Print the listing in its entirety and exactly, leaving out images.
━━━━━━━━━━━━━━━━━━━━
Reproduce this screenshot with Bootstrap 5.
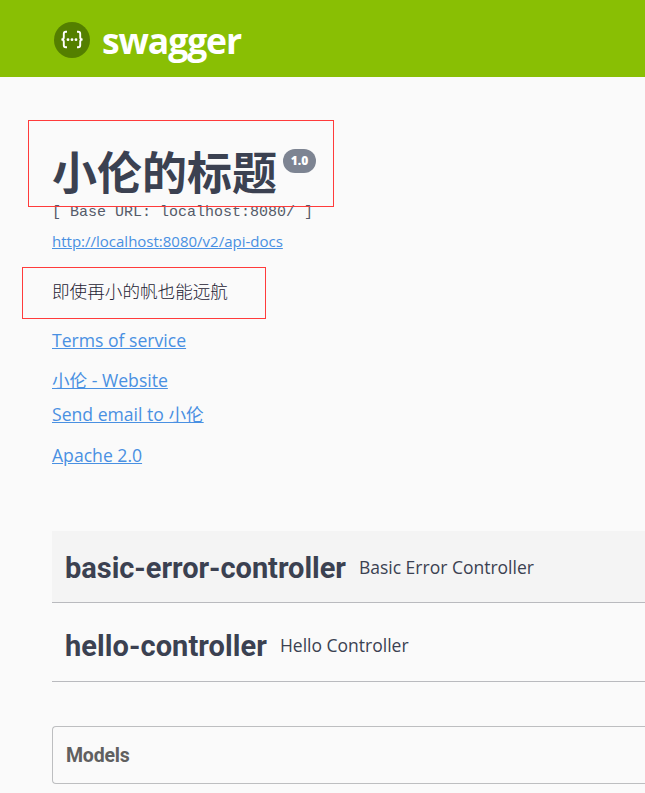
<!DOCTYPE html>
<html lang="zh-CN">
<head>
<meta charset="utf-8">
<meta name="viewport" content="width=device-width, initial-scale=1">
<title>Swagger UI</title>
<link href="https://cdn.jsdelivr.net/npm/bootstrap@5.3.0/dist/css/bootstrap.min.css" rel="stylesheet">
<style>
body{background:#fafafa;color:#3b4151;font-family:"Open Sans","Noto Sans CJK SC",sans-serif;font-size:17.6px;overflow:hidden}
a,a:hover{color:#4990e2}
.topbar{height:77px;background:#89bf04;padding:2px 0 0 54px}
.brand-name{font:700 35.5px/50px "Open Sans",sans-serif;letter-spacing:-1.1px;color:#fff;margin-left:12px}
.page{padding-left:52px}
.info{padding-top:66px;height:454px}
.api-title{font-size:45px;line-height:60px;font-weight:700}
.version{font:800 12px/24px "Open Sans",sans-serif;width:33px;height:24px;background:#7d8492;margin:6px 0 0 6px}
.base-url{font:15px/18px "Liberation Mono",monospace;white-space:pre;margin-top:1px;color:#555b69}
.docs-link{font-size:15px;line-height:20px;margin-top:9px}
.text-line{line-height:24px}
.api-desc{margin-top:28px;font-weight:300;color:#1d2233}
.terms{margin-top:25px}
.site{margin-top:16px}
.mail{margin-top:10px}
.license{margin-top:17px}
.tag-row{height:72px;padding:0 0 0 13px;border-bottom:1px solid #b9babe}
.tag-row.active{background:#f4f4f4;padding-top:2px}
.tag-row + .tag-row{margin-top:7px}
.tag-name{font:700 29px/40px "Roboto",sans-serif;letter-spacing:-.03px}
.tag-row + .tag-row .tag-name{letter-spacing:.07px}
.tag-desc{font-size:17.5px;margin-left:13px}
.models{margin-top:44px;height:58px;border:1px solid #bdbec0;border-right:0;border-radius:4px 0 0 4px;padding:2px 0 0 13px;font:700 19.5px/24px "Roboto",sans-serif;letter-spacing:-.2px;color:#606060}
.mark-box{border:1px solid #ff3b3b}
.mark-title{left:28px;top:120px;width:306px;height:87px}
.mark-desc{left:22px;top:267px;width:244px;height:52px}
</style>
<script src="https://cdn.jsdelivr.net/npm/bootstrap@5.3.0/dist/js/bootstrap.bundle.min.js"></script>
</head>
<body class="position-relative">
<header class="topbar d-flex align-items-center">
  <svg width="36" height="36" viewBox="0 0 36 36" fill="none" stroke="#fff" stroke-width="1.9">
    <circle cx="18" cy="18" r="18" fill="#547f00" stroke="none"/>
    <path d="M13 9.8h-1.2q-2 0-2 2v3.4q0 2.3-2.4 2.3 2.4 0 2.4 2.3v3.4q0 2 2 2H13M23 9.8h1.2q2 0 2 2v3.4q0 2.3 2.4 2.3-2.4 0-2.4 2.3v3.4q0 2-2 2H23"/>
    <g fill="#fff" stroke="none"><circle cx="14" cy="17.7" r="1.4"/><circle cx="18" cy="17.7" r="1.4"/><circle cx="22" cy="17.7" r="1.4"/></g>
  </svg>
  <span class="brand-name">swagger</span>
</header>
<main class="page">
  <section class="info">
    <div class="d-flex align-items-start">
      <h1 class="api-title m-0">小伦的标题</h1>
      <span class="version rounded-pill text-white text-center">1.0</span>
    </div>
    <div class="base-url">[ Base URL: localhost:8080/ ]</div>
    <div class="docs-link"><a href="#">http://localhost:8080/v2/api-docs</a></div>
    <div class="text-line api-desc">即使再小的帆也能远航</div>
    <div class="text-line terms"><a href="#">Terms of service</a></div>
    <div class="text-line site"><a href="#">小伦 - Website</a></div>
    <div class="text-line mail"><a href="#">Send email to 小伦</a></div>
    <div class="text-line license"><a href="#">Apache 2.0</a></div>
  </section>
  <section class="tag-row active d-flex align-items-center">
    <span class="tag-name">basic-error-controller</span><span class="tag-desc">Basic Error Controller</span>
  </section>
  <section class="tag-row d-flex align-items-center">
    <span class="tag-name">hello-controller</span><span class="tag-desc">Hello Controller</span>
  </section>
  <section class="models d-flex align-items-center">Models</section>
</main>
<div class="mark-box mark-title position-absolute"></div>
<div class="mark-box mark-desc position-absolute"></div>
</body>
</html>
━━━━━━━━━━━━━━━━━━━━
# SOLUTION TO THE EXERCISE
Reproduce this screenshot with Bootstrap 5.
<!DOCTYPE html>
<html lang="zh-CN">
<head>
<meta charset="utf-8">
<meta name="viewport" content="width=device-width, initial-scale=1">
<title>Swagger UI</title>
<link href="https://cdn.jsdelivr.net/npm/bootstrap@5.3.0/dist/css/bootstrap.min.css" rel="stylesheet">
<style>
body{background:#fafafa;color:#3b4151;font-family:"Open Sans","Noto Sans CJK SC",sans-serif;font-size:17.6px;overflow:hidden}
a,a:hover{color:#4990e2}
.topbar{height:77px;background:#89bf04;padding:2px 0 0 54px}
.brand-name{font:700 35.5px/50px "Open Sans",sans-serif;letter-spacing:-1.1px;color:#fff;margin-left:12px}
.page{padding-left:52px}
.info{padding-top:66px;height:454px}
.api-title{font-size:45px;line-height:60px;font-weight:700}
.version{font:800 12px/24px "Open Sans",sans-serif;width:33px;height:24px;background:#7d8492;margin:6px 0 0 6px}
.base-url{font:15px/18px "Liberation Mono",monospace;white-space:pre;margin-top:1px;color:#555b69}
.docs-link{font-size:15px;line-height:20px;margin-top:9px}
.text-line{line-height:24px}
.api-desc{margin-top:28px;font-weight:300;color:#1d2233}
.terms{margin-top:25px}
.site{margin-top:16px}
.mail{margin-top:10px}
.license{margin-top:17px}
.tag-row{height:72px;padding:0 0 0 13px;border-bottom:1px solid #b9babe}
.tag-row.active{background:#f4f4f4;padding-top:2px}
.tag-row + .tag-row{margin-top:7px}
.tag-name{font:700 29px/40px "Roboto",sans-serif;letter-spacing:-.03px}
.tag-row + .tag-row .tag-name{letter-spacing:.07px}
.tag-desc{font-size:17.5px;margin-left:13px}
.models{margin-top:44px;height:58px;border:1px solid #bdbec0;border-right:0;border-radius:4px 0 0 4px;padding:2px 0 0 13px;font:700 19.5px/24px "Roboto",sans-serif;letter-spacing:-.2px;color:#606060}
.mark-box{border:1px solid #ff3b3b}
.mark-title{left:28px;top:120px;width:306px;height:87px}
.mark-desc{left:22px;top:267px;width:244px;height:52px}
</style>
<script src="https://cdn.jsdelivr.net/npm/bootstrap@5.3.0/dist/js/bootstrap.bundle.min.js"></script>
</head>
<body class="position-relative">
<header class="topbar d-flex align-items-center">
  <svg width="36" height="36" viewBox="0 0 36 36" fill="none" stroke="#fff" stroke-width="1.9">
    <circle cx="18" cy="18" r="18" fill="#547f00" stroke="none"/>
    <path d="M13 9.8h-1.2q-2 0-2 2v3.4q0 2.3-2.4 2.3 2.4 0 2.4 2.3v3.4q0 2 2 2H13M23 9.8h1.2q2 0 2 2v3.4q0 2.3 2.4 2.3-2.4 0-2.4 2.3v3.4q0 2-2 2H23"/>
    <g fill="#fff" stroke="none"><circle cx="14" cy="17.7" r="1.4"/><circle cx="18" cy="17.7" r="1.4"/><circle cx="22" cy="17.7" r="1.4"/></g>
  </svg>
  <span class="brand-name">swagger</span>
</header>
<main class="page">
  <section class="info">
    <div class="d-flex align-items-start">
      <h1 class="api-title m-0">小伦的标题</h1>
      <span class="version rounded-pill text-white text-center">1.0</span>
    </div>
    <div class="base-url">[ Base URL: localhost:8080/ ]</div>
    <div class="docs-link"><a href="#">http://localhost:8080/v2/api-docs</a></div>
    <div class="text-line api-desc">即使再小的帆也能远航</div>
    <div class="text-line terms"><a href="#">Terms of service</a></div>
    <div class="text-line site"><a href="#">小伦 - Website</a></div>
    <div class="text-line mail"><a href="#">Send email to 小伦</a></div>
    <div class="text-line license"><a href="#">Apache 2.0</a></div>
  </section>
  <section class="tag-row active d-flex align-items-center">
    <span class="tag-name">basic-error-controller</span><span class="tag-desc">Basic Error Controller</span>
  </section>
  <section class="tag-row d-flex align-items-center">
    <span class="tag-name">hello-controller</span><span class="tag-desc">Hello Controller</span>
  </section>
  <section class="models d-flex align-items-center">Models</section>
</main>
<div class="mark-box mark-title position-absolute"></div>
<div class="mark-box mark-desc position-absolute"></div>
</body>
</html>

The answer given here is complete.